The team from CMU Insights began the proceedings of each conference strand at The Great Escape this year by reviewing the part of the business under the spotlight. Taking those insights beyond the room, here we present a bullet point summary of the deals intro.

• Ever since the rise of the first direct-to-fan and fan-funding platforms, many journalists have predicted the demise of the record label. Yet artists continue to sign to labels all the time. Why?

• The record company is just one of an artist’s business partners.
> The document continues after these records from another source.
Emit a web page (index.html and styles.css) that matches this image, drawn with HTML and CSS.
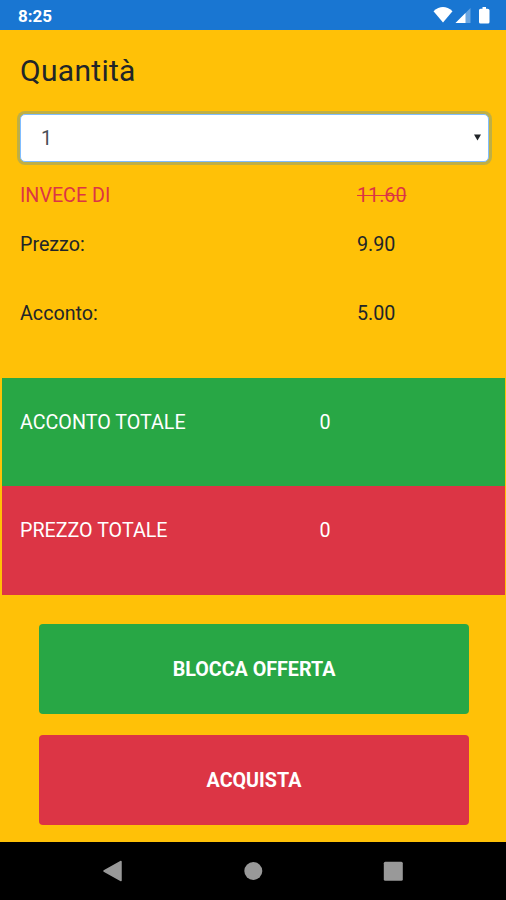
FILE: index.html
```
<!DOCTYPE html>
<html lang="it">
<head>
    <meta charset="UTF-8">
    <meta name="viewport" content="width=device-width, initial-scale=1.0">
    <title>Quantità</title>
    <link rel="stylesheet" href="styles.css">
</head>
<body>
    <header class="status-bar">
        <span class="clock">8:25</span>
        <svg class="status-icons" width="58" height="20" viewBox="0 0 58 20">
            <path d="M0.500 4.200Q10 -4 19.500 4.200L10 15.500Z" fill="#fff"/>
            <path d="M37.500 1V16H22.500Z" fill="#fff" fill-opacity="0.35"/>
            <path d="M32.500 6V16H22.500Z" fill="#fff"/>
            <path d="M48.500 1.800H49.500V0H53V1.800H54.500Q56.500 1.800 56.500 3.300V15Q56.500 16.500 55 16.500H47.500Q46 16.500 46 15V3.300Q46 1.800 47.500 1.800Z" fill="#fff"/>
        </svg>
    </header>

    <main>
        <form class="quantity">
            <h1><label for="qty">Quantità</label></h1>
            <div class="select-box">
                <select id="qty">
                    <option>1</option>
                    <option>2</option>
                    <option>3</option>
                </select>
                <svg class="arrow" width="7" height="7" viewBox="0 0 7 7">
                    <path d="M0 0.500H7L3.500 6.500Z" fill="#212529"/>
                </svg>
            </div>
        </form>

        <div class="prices">
            <div class="row old-price">
                <span>INVECE DI</span>
                <s>11.60</s>
            </div>
            <div class="row price">
                <span>Prezzo:</span>
                <span>9.90</span>
            </div>
            <div class="row deposit">
                <span>Acconto:</span>
                <span>5.00</span>
            </div>
        </div>

        <div class="totals">
            <div class="total green">
                <span>ACCONTO TOTALE</span>
                <span>0</span>
            </div>
            <div class="total red">
                <span>PREZZO TOTALE</span>
                <span>0</span>
            </div>
        </div>

        <div class="actions">
            <button type="button" class="green">BLOCCA OFFERTA</button>
            <button type="button" class="red">ACQUISTA</button>
        </div>
    </main>

    <nav class="nav-bar">
        <svg width="20" height="22" viewBox="0 0 20 22">
            <path d="M1 11L18 1.500V20.500Z" fill="#999" stroke="#999" stroke-width="1.500" stroke-linejoin="round"/>
        </svg>
        <svg width="20" height="22" viewBox="0 0 20 22">
            <circle cx="10.300" cy="11" r="9" fill="#999"/>
        </svg>
        <svg width="20" height="22" viewBox="0 0 20 22">
            <rect x="0.800" y="1.700" width="19" height="19" rx="1.500" fill="#999"/>
        </svg>
    </nav>
</body>
</html>
```
FILE: styles.css
```
* {
    box-sizing: border-box;
}
body {
    margin: 0;
    height: 900px;
    display: flex;
    flex-direction: column;
    background-color: #ffc107;
    color: #212529;
    font-family: Roboto, sans-serif;
    font-size: 19.7px;
    line-height: 30px;
}
.status-bar {
    display: flex;
    justify-content: space-between;
    height: 29.5px;
    padding: 0 15px 0 18px;
    background-color: #1976d2;
    color: white;
}
.clock {
    font-size: 17px;
    font-weight: 700;
    line-height: 32px;
}
.status-icons {
    margin-top: 7px;
}
main {
    flex: 1;
}
.quantity {
    padding: 23.5px 17.5px 0 20px;
}
h1 {
    margin: 0 0 25px;
    font-size: 30px;
    font-weight: 400;
    letter-spacing: 0.3px;
    line-height: 36px;
}
.select-box {
    display: grid;
    align-items: center;
}
select, .arrow {
    grid-area: 1 / 1;
}
select {
    width: 100%;
    height: 47.5px;
    padding: 2px 20px 0;
    appearance: none;
    border: 1px solid #80bdff;
    border-radius: 5px;
    outline: none;
    background-color: white;
    box-shadow: 0 0 0 3px rgba(0, 123, 255, 0.25);
    color: #495057;
    font-family: inherit;
    font-size: 19.7px;
}
.arrow {
    justify-self: end;
    margin-right: 8px;
}
.row {
    display: grid;
    grid-template-columns: 337px 1fr;
    padding: 0 20px;
}
.prices {
    padding-top: 19.5px;
    height: 216.5px;
}
.old-price {
    color: #dc3545;
}
.price {
    margin-top: 19px;
}
.deposit {
    margin-top: 39px;
}
.totals {
    margin: 0 1px 0 2px;
}
.total {
    display: grid;
    grid-template-columns: 299.5px 1fr;
    height: 108.3px;
    padding: 29.5px 18px;
    color: white;
}
.green {
    background-color: #28a745;
}
.red {
    background-color: #dc3545;
}
.actions {
    display: flex;
    flex-direction: column;
    gap: 21px;
    padding: 29.6px 37px 0 39px;
}
button {
    height: 90px;
    padding: 0;
    border: none;
    border-radius: 4px;
    color: white;
    font-family: inherit;
    font-size: 19.7px;
    font-weight: 700;
    cursor: pointer;
}
.nav-bar {
    display: flex;
    justify-content: space-between;
    align-items: center;
    height: 58.5px;
    padding: 0 103px;
    background-color: black;
}
```
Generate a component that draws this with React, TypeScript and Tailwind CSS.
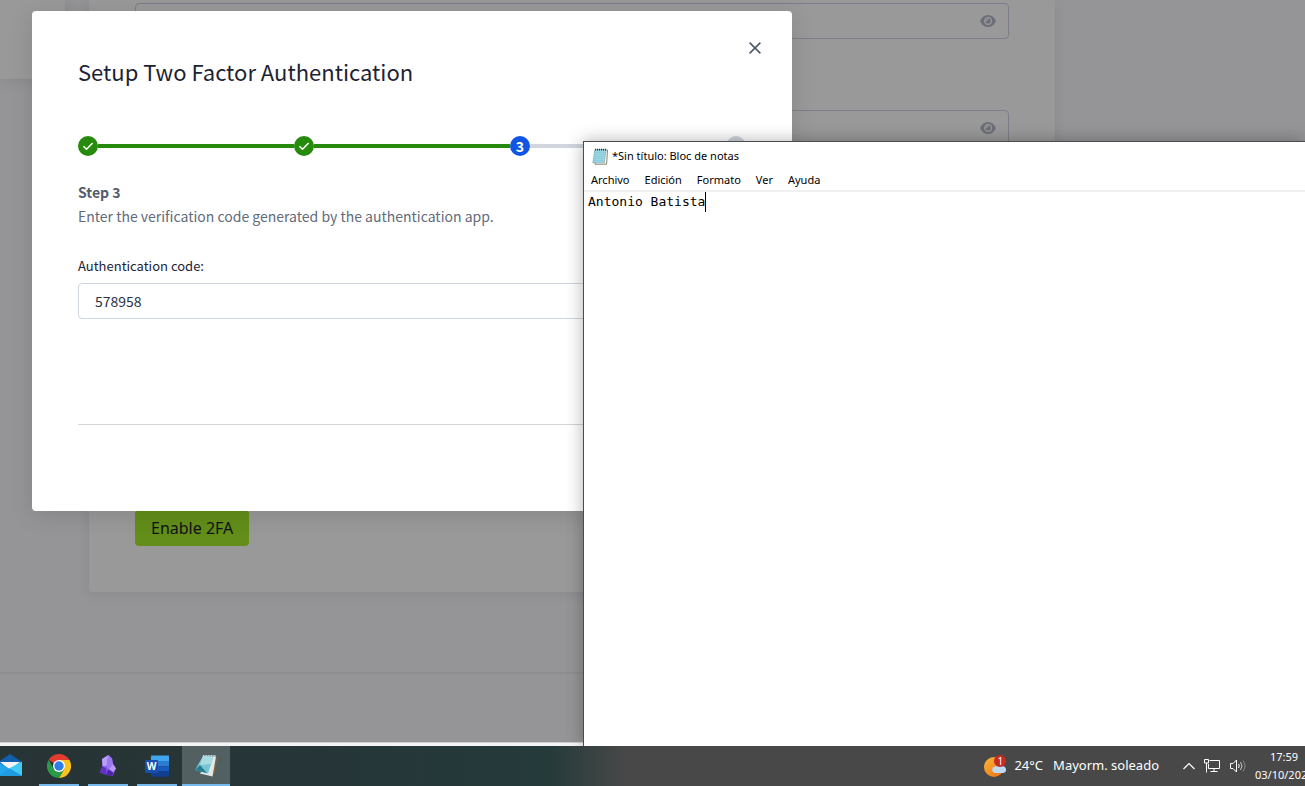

Traditionally artists would do a separate deal for each of their revenue streams, having separate business relationships for their recordings (label or distributor), songs (publisher), live activity (agent and promoters), merchandise (merchandiser) and so on.

• Generally artists – especially new artists – would expect business partners to work on their behalf for free at the outset, based on the promise of future fees, revenue share and/or copyright ownership.

• But artists – especially new artists – also need someone to cover their costs, and to fund and lead on a big marketing campaign to fully launch the artist and their debut album.

• Artists usually looked to the label to provide all of this. So the label is important for providing money, but that’s not the only thing.

• What the label provides: Money, artist development, content production expertise, distribution (routes to market), marketing (expertise, resource, contacts), rights management and deal-making power, a sounding board, a friend, the occasionally necessary bad guy in the room.

• Most – if not all – of these services can now be secured elsewhere – from direct-to-fan and pre-order platforms, from digital distribution and label services companies, and from other business partners within the industry.

• But label deals are still attractive. So why do they sometimes get a bad reputation?

• Various reasons – investment doesn’t guarantee success, the label may interfere artistically to safeguard its investment, it may just screw up the marketing, the artist and label may just fall out over time, the artist often sees very little recording revenue until the label has made back its initial investment, and artists sometimes resent having signed over the copyright in their early (and possibly best) works to a label.

• But labels will point out that, while they may take control of the sound recording revenue stream, and continue to take the majority of sound recording income even once their investment has been recouped, their investment and the risk they take can launch the artist, unlocking all the other revenue streams, which only have real value as fanbase grows.

• Though, of course, as record sales decline, many labels now want a share of some of those other revenue streams as well.

• But that means that record deals are changing. Is that an opportunity for artists and managers to evolve the partnership, so to have more of the good and less of the bad?

• Time will tell, though the artist/label relationship is definitely in flux and plenty of opportunities are definitely there.